O que é uma fila? Uma fila é um fio organizado de pessoas com um mesmo objetivo, que aguardam sua vez de atingi-lo. A vida é uma fila para a morte. Algumas definições de liberdade dizem que “a liberdade de um começa quando termina a do outro”. As mães dizem isso para os filhos. Você pode fazer o que quiser, contanto que não atrapalhe nem machuque ninguém. Fique na fila; não fure a fila jamais. Imagino uma fila imensa para ir à praia, por exemplo. Tão, mas tão grande e tão, mas tão organizada, que ninguém consegue chegar ao mar, porque a praia está inteiramente ocupada por filas. Não atrapalho ninguém e muito menos a mim; com medo de interromper a liberdade do outro, não desfruto da minha. “Par delicatésse j’ai perdu ma vie”. Cuidado para não escorregar em cascas de banana, dessas que se distribuem pela vida. Está bem, sempre vou tomar cuidado e não vou escorregar. Caminho olhando sempre para baixo, atento a qualquer possibilidade de queda ou de um escorregão. Se eu escorregar, todos vão olhar e rir de mim. Para escorregar, é preciso um lugar propício. Por que não existem escorregadores para adultos espalhados pela cidade? Balanços, gira-gira, trepa-trepa?
Todos se postam como na Santa Ceia, em atitude de enlevo e contemplação, em homenagem aos filhos do Homem, que cacarejam inebriados de vinho e sangue. Todos bebem do vinho: esse é meu sangue, eles dirão. Todos comem as penas: essa é minha carne. Sangue do meu sangue e carne da minha carne, depois do sacrifício, eles se distribuirão pela terra marchando, em estado de continência permanente, parando aqui e ali para descansar, quando programarão novas rinhas. Riem os soldados do senhor, preparados para construir a igreja, pedra inaugural de um templo que só crescerá, ocupando todos os cantos do mundo, em rituais diários onde fieis beberão do meu sangue e comerão da minha carne. Em cada quintal, em cada varanda, em cada sacada se formará uma concentração para a guerra. Todos estarão em permanente estado de prontidão para quando o Messias voltar, quando então as hecatombes serão não de dois, mas de centenas de milhares de aves cacarejantes.

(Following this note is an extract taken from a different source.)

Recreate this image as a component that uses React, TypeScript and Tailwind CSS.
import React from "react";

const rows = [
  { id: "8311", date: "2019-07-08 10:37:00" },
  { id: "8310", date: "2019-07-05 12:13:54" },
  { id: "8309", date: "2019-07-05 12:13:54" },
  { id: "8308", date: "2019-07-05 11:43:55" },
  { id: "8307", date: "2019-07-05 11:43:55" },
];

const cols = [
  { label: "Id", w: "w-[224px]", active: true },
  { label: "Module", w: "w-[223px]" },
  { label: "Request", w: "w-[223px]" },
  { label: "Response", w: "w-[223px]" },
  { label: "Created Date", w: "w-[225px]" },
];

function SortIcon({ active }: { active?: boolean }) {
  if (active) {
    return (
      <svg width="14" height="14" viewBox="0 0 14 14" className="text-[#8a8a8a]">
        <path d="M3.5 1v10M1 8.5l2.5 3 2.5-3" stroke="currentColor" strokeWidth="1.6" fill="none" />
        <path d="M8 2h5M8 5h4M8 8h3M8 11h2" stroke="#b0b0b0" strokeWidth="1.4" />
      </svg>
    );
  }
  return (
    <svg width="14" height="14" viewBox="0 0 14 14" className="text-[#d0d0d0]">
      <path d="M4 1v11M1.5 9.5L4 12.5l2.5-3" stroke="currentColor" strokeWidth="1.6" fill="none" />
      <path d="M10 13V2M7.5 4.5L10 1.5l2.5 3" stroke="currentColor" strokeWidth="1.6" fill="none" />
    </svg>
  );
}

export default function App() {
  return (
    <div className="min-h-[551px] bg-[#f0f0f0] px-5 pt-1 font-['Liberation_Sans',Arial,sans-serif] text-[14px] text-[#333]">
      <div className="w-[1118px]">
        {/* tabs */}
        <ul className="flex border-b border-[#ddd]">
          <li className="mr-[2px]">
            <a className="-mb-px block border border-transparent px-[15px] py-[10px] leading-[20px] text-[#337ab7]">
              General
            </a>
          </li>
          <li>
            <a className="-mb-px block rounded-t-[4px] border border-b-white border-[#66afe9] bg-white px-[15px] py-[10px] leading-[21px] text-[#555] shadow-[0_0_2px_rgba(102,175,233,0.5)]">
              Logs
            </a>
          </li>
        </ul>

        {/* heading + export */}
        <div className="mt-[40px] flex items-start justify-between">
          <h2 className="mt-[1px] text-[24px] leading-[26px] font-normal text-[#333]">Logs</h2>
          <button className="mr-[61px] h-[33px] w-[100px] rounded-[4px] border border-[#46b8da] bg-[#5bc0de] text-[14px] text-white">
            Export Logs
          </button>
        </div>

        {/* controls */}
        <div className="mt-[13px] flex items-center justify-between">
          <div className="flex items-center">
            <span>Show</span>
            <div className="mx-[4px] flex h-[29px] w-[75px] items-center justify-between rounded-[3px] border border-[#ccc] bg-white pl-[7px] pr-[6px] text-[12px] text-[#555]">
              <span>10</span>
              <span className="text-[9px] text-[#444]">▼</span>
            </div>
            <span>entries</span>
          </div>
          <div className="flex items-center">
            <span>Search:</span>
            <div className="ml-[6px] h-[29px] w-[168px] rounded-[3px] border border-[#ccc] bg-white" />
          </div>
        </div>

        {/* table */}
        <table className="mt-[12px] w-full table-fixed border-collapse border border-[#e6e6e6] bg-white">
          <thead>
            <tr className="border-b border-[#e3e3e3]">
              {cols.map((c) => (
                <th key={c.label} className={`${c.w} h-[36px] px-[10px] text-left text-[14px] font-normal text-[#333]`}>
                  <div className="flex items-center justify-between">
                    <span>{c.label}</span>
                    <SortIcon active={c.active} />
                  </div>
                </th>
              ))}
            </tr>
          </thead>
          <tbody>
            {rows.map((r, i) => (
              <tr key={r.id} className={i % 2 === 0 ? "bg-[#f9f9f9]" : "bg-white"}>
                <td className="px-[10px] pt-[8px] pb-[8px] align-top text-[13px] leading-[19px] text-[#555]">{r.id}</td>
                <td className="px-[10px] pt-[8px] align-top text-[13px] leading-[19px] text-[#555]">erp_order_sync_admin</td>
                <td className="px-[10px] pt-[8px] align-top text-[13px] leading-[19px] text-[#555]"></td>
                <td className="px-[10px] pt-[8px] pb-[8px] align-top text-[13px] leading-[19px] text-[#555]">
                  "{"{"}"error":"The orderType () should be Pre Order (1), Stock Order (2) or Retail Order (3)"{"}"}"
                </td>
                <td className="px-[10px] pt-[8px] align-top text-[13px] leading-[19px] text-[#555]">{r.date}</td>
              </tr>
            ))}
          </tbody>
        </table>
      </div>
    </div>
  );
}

Adeus. Acenam a despedida os jovens que vão sendo engolidos pelo deserto, pelo espaço e pelo futuro. Adeus, vamos nos encaminhando para o amanhã, que se encontra ali, embaixo da terra, num tempo que nos consome diariamente exigindo que o alcancemos. Adeus dias desocupados da juventude: estamos sendo sugados para o porvir, pois somos o futuro das nações e de nós depende o progresso. Estamos caminhando juntos para o futuro melhor que vocês um dia nos prometeram. Nossos olhos divisam, lá longe, o horizonte infinito: a possibilidade sonhada de um dia escaparmos daqui. Adeus horizonte. Como na “Casa Tomada”, perdemos as chaves e nosso espaço diminui a cada dia. Nesse país é proibido ser jovem e juntar as letras de macarrão. Só quem pode ser jovem são os mais velhos, que comem cremes, cirurgias, pilates e pão sem glúten. A nós resta envelhecer. Adeus, letras de macarrão.